LASRY: I actually don’t think it’s going to be that much, at the end of the day.  I think a lot of it is, look, she is — she is a candidate who people know.  I think people want — sort of feel that she should have been the president.  Right, I think you’ve got a number of people in ’08 who sort of looked at that and said, you know, I think she should have done it.  Now I think there’s a lot of people who absolutely support her.

It’s — what everybody is always asking me is why don’t you have more enthusiastic supporters?  She’s got plenty of supporters, and all the supporters she’s got are very enthusiastic.

SCHATZKER: Marc, everybody is debating whether Hillary would be a better president than Jeb Bush, Marco Rubio, Donald Trump.  Would Hillary be a better president than Obama?

LASRY: I think she’ll be a different president.

(CROSSTALK)

LASRY: Obviously.

WESTIN: But tell me what the president should be, because one thing that strikes me, and I have great respect for her, she’s a very able person, she’s done a lot of things.  She has been in the public light a long time.  I’m not sure I understand what she stands for in terms of being president.  I mean, Bernie Sanders, you know what he stands for.

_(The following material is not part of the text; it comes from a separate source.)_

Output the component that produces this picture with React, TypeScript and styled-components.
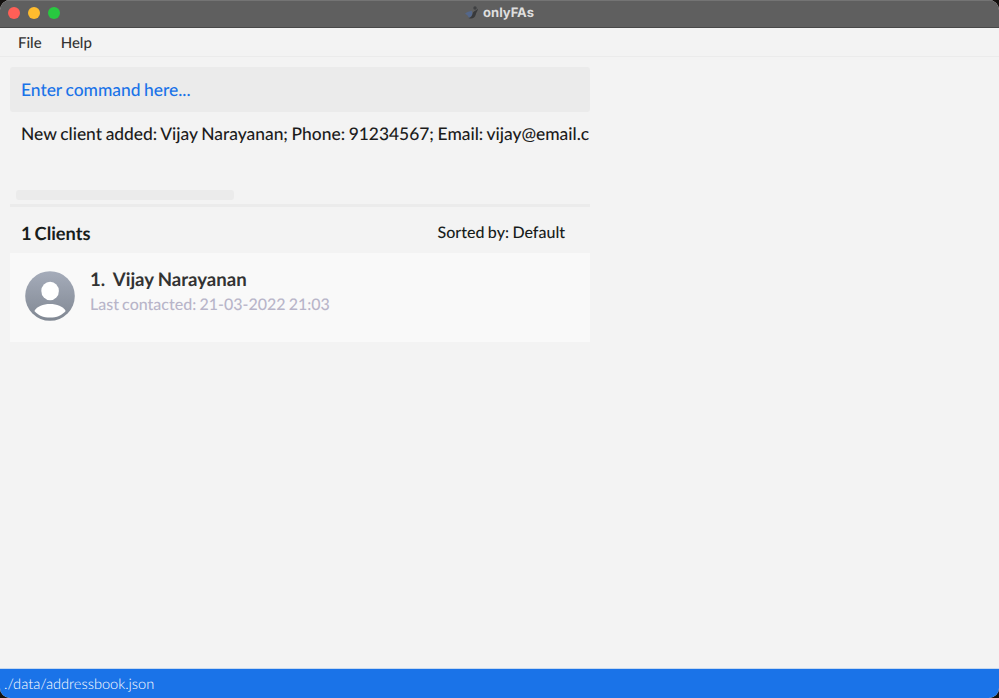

SCHATZKER: Right, the Teddy Kennedy question.

WESTIN: It’s sort of — I don’t know, frankly, I mean what her big issues are, what her big things she’d want to accomplish are.

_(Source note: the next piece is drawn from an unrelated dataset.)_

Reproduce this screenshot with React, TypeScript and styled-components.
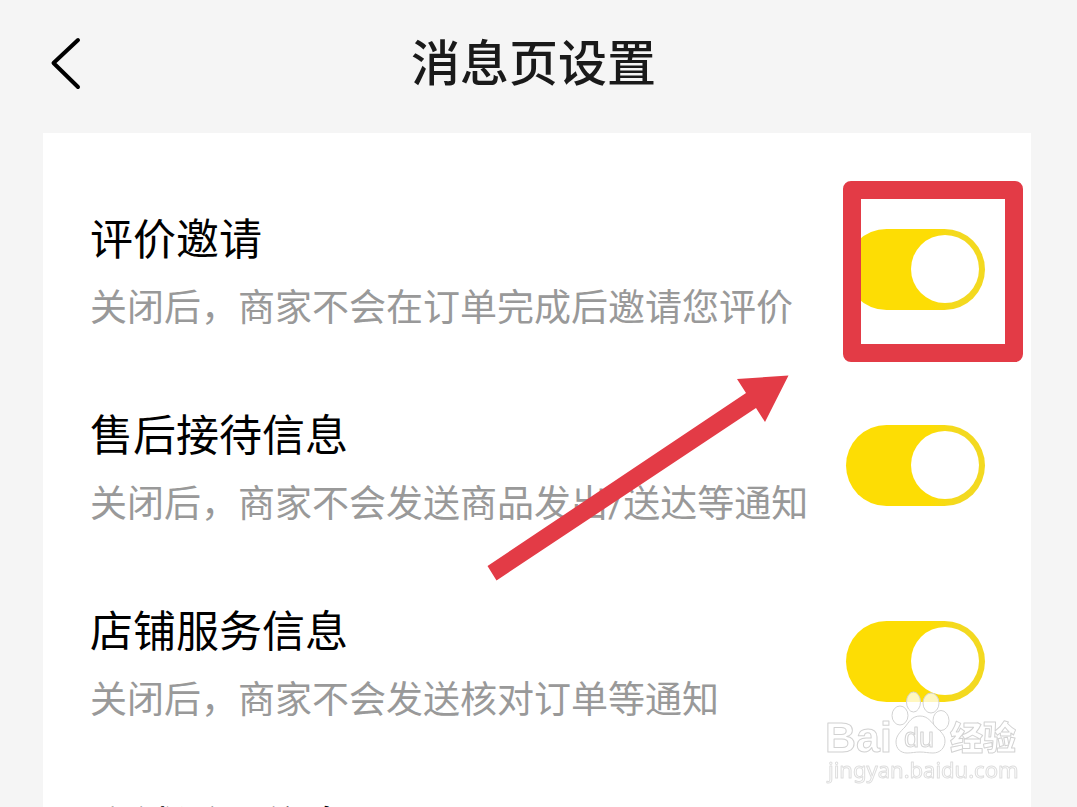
import React from 'react';
import styled, { createGlobalStyle } from 'styled-components';

const GlobalStyle = createGlobalStyle`
  *, *::before, *::after { box-sizing: border-box; }
  body {
    margin: 0;
    background: #f5f5f5;
    font-family: Roboto, 'Noto Sans CJK SC', sans-serif;
  }
`;

const Page = styled.div`
  display: flex;
  flex-direction: column;
  height: 100vh;
  overflow: auto;
  scrollbar-width: none;
  background: #f5f5f5;
`;

const Header = styled.header`
  display: grid;
  grid-template-columns: 60px 1fr 60px;
  align-items: center;
  flex: none;
  height: 133px;
  padding: 0 46px 6px 36px;
`;

const BackButton = styled.button`
  display: flex;
  align-items: center;
  justify-content: center;
  width: 60px;
  height: 60px;
  padding: 0;
  border: 0;
  background: none;
  color: #000;
  cursor: pointer;
`;

const Title = styled.h1`
  margin: 0;
  padding-top: 2px;
  color: #1a1a1a;
  font-size: 49px;
  font-weight: 500;
  line-height: 64px;
  text-align: center;
`;

const Card = styled.main`
  position: relative;
  display: flex;
  flex-direction: column;
  flex: none;
  gap: 58px;
  margin: 0 46px 0 43px;
  padding: 67px 46px 67px 47px;
  background: #fff;
`;

const Row = styled.section`
  display: flex;
  align-items: center;
  justify-content: space-between;
`;

const RowText = styled.div`
  display: flex;
  flex-direction: column;
  white-space: nowrap;
`;

const RowTitle = styled.label`
  color: #000;
  font-size: 43px;
  line-height: 80px;
`;

const RowHint = styled.p`
  min-height: 58px;
  margin: 0;
  color: #999;
  font-size: 37px;
  line-height: 58px;
`;

const SwitchSlot = styled.div`
  position: relative;
  flex: none;
  width: 139px;
  height: 81px;
`;

const Switch = styled.input`
  display: flex;
  align-items: center;
  appearance: none;
  width: 100%;
  height: 100%;
  margin: 0;
  padding: 6px;
  border-radius: 41px;
  background: #e5e5e5;
  cursor: pointer;

  &::before {
    content: '';
    width: 68px;
    height: 68px;
    border-radius: 50%;
    background: #fff;
  }

  &:checked {
    justify-content: flex-end;
    background: linear-gradient(90deg, #fddd04 60%, #f3d920 80%);
  }
`;

const Highlight = styled.span`
  position: absolute;
  top: -48px;
  left: -3px;
  width: 180px;
  height: 181px;
  border: 18px solid #e33b46;
  border-radius: 8px;
  pointer-events: none;
`;

const Arrow = styled.svg`
  position: absolute;
  top: 242px;
  right: 242px;
  width: 302px;
  height: 206px;
  pointer-events: none;
`;

const Watermark = styled.svg`
  position: fixed;
  right: 52px;
  bottom: 17px;
  width: 205px;
  height: 105px;
  pointer-events: none;
`;

type Setting = { id: string; title: string; hint: string; highlighted?: boolean };

const settings: Setting[] = [
  { id: 'review', title: '评价邀请', hint: '关闭后，商家不会在订单完成后邀请您评价', highlighted: true },
  { id: 'after-sale', title: '售后接待信息', hint: '关闭后，商家不会发送商品发出/送达等通知' },
  { id: 'service', title: '店铺服务信息', hint: '关闭后，商家不会发送核对订单等通知' },
  { id: 'activity', title: '店铺活动信息', hint: '' },
];

export default function App() {
  return (
    <Page>
      <GlobalStyle />
      <Header>
        <BackButton type="button" aria-label="返回">
          <svg width="32" height="54" viewBox="0 0 32 54" fill="none" stroke="currentColor" strokeWidth="4" strokeLinecap="round" strokeLinejoin="round">
            <path d="M28 3 3.500 26 28 50" />
          </svg>
        </BackButton>
        <Title>消息页设置</Title>
      </Header>
      <Card>
        {settings.map(({ id, title, hint, highlighted }) => (
          <Row key={id}>
            <RowText>
              <RowTitle htmlFor={id}>{title}</RowTitle>
              <RowHint>{hint}</RowHint>
            </RowText>
            <SwitchSlot>
              <Switch id={id} type="checkbox" role="switch" defaultChecked />
              {highlighted && <Highlight />}
            </SwitchSlot>
          </Row>
        ))}
        <Arrow viewBox="0 0 302 206" aria-hidden="true">
          <path d="M0.500 191 9.500 205.500 269 33 278 47 301.500 0.500 250 4 259 18Z" fill="#e33b46" />
        </Arrow>
      </Card>
      <Watermark viewBox="820 685 205 105" aria-hidden="true">
        <g fill="#fff" fillOpacity="0.75" stroke="#d2d2d2" strokeWidth="1" strokeLinejoin="round">
          <text x="825" y="752" fontFamily="Liberation Sans" fontWeight="700" fontSize="43">Bai</text>
          <ellipse cx="900" cy="715.500" rx="8" ry="9.500" />
          <ellipse cx="913.500" cy="702" rx="7" ry="10" />
          <ellipse cx="931" cy="703" rx="8" ry="10" />
          <ellipse cx="941" cy="720.500" rx="8" ry="10" />
          <path d="M920 716c-8 0-11 6-15 11-5 5-9 9-9 15 0 7 5 11 11 11 5 0 8-1 13-1s8 1 13 1c7 0 12-5 12-12 0-6-4-9-9-14s-8-11-16-11Z" />
          <text x="904" y="747" fontFamily="Liberation Sans" fontWeight="400" fontSize="27">du</text>
          <text x="950" y="750" fontFamily="Noto Sans CJK SC" fontWeight="900" fontSize="33">经验</text>
          <text x="828" y="778" fontFamily="Noto Sans" fontWeight="400" fontSize="22" stroke="#dedede">jingyan.baidu.com</text>
        </g>
      </Watermark>
    </Page>
  );
}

LASRY: Oh, I think the things — what she wants to do, at the end of the day, is make it easier for the middle class to come back.  And that actually is a huge issue.  What she wants to be is that she wants it to be where people like me, or people like you, or anybody has the ability to succeed.  And I think she is trying to at least do that, whereas people feel like they can’t succeed anymore.  And I think that is the biggest issue out there.  It is trying to get people to believe in that.

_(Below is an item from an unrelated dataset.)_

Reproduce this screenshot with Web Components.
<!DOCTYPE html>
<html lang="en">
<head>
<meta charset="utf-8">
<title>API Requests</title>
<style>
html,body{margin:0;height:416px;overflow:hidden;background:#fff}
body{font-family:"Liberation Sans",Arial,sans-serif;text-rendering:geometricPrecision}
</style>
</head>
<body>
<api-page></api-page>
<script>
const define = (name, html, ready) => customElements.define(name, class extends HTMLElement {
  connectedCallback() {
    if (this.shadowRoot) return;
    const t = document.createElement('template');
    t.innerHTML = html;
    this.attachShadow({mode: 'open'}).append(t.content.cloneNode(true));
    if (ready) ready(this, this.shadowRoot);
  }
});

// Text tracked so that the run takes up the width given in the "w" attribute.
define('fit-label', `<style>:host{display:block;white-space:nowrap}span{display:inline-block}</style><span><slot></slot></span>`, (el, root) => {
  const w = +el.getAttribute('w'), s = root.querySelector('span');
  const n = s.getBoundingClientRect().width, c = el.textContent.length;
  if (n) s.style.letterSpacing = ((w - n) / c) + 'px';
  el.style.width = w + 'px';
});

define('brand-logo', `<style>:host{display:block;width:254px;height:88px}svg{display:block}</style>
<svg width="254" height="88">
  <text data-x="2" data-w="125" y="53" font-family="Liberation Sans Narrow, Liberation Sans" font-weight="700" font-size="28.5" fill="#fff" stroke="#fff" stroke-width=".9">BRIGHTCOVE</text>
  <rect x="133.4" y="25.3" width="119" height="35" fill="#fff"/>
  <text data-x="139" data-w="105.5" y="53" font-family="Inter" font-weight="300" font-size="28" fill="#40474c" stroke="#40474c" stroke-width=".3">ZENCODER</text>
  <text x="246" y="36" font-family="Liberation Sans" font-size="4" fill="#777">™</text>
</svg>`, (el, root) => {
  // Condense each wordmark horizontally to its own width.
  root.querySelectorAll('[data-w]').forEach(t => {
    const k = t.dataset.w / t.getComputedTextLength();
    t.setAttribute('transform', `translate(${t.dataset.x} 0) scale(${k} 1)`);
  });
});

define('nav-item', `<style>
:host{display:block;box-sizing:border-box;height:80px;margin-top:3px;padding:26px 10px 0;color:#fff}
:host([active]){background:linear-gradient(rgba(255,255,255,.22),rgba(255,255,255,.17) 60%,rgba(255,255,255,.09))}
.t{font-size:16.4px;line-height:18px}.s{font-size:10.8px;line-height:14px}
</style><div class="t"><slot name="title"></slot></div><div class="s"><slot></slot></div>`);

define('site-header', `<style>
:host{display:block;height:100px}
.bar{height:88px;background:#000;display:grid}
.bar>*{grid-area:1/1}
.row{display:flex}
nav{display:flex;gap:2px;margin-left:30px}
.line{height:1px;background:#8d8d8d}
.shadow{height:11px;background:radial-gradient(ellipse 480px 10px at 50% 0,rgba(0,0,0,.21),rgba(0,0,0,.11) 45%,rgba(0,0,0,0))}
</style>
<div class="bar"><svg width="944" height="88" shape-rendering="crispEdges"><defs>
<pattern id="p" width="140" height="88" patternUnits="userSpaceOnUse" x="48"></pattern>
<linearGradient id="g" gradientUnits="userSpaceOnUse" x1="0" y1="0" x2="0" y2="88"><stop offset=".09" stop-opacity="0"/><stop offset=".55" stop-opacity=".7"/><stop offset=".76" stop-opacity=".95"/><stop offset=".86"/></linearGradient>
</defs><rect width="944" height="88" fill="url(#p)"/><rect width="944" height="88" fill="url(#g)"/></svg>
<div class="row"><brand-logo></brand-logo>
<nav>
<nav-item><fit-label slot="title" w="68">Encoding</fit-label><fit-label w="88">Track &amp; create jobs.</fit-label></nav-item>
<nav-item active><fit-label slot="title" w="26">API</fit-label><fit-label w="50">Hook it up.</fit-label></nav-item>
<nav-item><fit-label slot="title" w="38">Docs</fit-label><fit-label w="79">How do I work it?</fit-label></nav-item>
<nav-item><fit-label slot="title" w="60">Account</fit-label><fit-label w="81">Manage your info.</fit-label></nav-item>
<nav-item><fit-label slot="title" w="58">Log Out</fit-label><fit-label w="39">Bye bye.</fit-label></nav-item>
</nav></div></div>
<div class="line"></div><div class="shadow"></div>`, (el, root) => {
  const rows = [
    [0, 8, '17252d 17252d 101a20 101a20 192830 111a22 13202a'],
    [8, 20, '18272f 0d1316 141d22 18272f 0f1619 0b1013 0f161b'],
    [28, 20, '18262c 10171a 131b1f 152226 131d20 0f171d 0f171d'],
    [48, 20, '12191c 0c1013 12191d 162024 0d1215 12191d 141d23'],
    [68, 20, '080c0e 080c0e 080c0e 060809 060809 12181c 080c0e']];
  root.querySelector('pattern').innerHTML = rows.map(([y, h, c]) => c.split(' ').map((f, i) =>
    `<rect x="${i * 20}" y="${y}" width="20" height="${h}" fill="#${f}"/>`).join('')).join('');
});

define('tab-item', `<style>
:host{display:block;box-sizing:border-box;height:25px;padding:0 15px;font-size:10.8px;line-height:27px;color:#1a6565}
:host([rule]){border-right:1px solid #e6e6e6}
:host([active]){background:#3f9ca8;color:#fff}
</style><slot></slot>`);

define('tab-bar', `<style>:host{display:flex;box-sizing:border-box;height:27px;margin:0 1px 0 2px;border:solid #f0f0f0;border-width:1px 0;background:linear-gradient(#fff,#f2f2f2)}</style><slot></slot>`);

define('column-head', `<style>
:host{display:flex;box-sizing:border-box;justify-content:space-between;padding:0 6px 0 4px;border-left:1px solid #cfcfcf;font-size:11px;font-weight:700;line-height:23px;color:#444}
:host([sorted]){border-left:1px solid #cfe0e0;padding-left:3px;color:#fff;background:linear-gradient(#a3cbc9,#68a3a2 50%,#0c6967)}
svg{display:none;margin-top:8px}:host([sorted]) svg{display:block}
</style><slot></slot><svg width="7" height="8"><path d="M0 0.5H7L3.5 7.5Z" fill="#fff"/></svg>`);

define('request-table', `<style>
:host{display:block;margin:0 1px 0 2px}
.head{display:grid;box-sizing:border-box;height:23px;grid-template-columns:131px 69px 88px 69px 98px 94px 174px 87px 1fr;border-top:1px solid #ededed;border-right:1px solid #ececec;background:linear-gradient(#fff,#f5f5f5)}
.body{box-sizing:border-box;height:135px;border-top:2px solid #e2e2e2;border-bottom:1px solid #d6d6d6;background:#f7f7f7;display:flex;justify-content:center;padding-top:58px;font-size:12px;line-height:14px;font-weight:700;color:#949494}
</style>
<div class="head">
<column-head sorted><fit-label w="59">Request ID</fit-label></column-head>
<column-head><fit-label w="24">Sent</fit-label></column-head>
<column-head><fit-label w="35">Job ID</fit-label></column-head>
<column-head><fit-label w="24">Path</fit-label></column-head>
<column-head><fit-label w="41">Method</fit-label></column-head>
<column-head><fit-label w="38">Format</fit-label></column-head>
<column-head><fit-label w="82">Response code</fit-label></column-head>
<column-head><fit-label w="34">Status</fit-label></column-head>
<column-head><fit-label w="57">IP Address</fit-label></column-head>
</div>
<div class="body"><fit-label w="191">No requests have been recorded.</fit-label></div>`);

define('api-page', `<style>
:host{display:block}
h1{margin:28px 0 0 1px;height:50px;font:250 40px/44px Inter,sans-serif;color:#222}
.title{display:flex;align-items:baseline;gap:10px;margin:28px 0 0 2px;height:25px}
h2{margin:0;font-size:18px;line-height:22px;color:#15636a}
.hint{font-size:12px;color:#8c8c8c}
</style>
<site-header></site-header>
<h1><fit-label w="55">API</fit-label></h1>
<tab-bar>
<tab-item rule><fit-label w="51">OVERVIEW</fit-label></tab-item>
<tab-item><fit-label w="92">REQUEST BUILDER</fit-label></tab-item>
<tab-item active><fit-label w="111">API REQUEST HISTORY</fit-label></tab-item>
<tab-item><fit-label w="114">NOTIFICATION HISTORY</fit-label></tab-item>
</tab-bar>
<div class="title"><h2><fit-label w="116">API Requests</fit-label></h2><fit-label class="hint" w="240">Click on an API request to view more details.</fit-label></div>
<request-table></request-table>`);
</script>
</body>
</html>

RUHLE: OK, now we have to take you to the poll, Hillary versus Donald Trump, because if you’re talking American Dream, anyone can succeed, it’s one of the reasons Donald Trump has gotten so much support already.  Here you go : 46 percent versus 43 percent.  Doesn’t this blow your mind a little bit? Donald Trump kind of —

LASRY: What, that Donald Trump’s that high?

RUHLE: There you go, that Donald Trump is this high.

WESTIN: Yes, it’s early going.  We got a long way to go here.

LASRY: At the end of the day, it’s a great poll but there is no way, in my opinion, that Hillary doesn’t become president.  Because I think it’s exactly what you said — it is a long slog, and as people go through the process, everybody is going to  focus on these daily polls, weekly polls.

WESTIN: And I’m not sure that four years ago that wouldn’t have had Rudy Giuliani way up there.  And what happened to Rudy Giuliani?

RUHLE: That doesn’t mean Donald trump is going to be her opponent?

LASRY: I don’t know who her opponent is going to be.  I think that’s very difficult.

SCHATZKER: If you’re right and she’s the winner at the end of the day, regardless of what happens, is it better for her or worse for her campaign if Joe Biden enters the race?

LASRY: I actually — I could make you an argument both ways.  If Joe Biden — if Vice President Biden enters, then she’ll have an opponent within the Democratic Party and people see the differences more clearly.  The problem, right now, at the end of the day, for all the talk of Bernie Sanders, it to me is irrelevant where he’s leading, he’s not going to be able to win.  America is not ready for the socialist president.

RUHLE: I hope not.  I hope not.  Sorry, I shouldn’t have said that, but I did.  Okie doke, we’re going to be back with more from Marc Lasry.  Word associations when we return.

0950

(BREAK)

0955

RUHLE: Clearly, I was not in charge of the best moments of the day.  For me, what I’m going to post out there was David’s point that there could be times, there could be scenarios, where CEOs actually like activists knocking on their doors, where it actually helps them in terms of cost cutting, acquisitions.  Do you think this is the case?

LASRY: I think you could use it, absolutely. You can use that if you want to make —

WESTIN: It gives them cover for laying people off.

(CROSSTALK)

LASRY: There’s nothing I can do.  It is not my fault.

RUHLE: All right, the biggest force that is sitting with us right now is Marc. So Marc, we’re going to play word association.  We give you a word, your immediate reaction, your response.

I’m going to kick it off.  Private e-mails.

LASRY: They’re good.

RUHLE: They’re good.  They’re good.

(LAUGHTR)

WESTIN: Varied interest.

LASRY: Love it.

RUHLE: Love it.

WESTIN: Janet Yellen.

LASRY: Stubborn.

RUHLE: Stubborn.

WESTIN: That is interesting.  Stubborn.

SCHATZKER: Boston Celtics.

LASRY: Competitor.

RUHLE: Steph Curry.

LASRY: Pardon?

RUHLE: Stephen Curry.

LASRY: Phenomenal player.

RUHLE: You wish you had him?

LASRY: Yes.

SCHATZKER: Jim Harbaugh.

LASRY: Great coach.

WESTIN: Yeah, he’s going to be a big difference I think.

RUHLE: Marc, if you have anything else for living, if you started over, we know you’ve been a lawyer, a UPS driver, what would you do?

LASRY: I think I’d love to be a teacher.

RUHLE: Really?

WESTIN: There you go.

SCHATZKER: There is still time my friend.

RUHLE:  Amazing. Thank you.  Avenue Capital co-founder and CEO Marc Lasry .  Thank you for watching.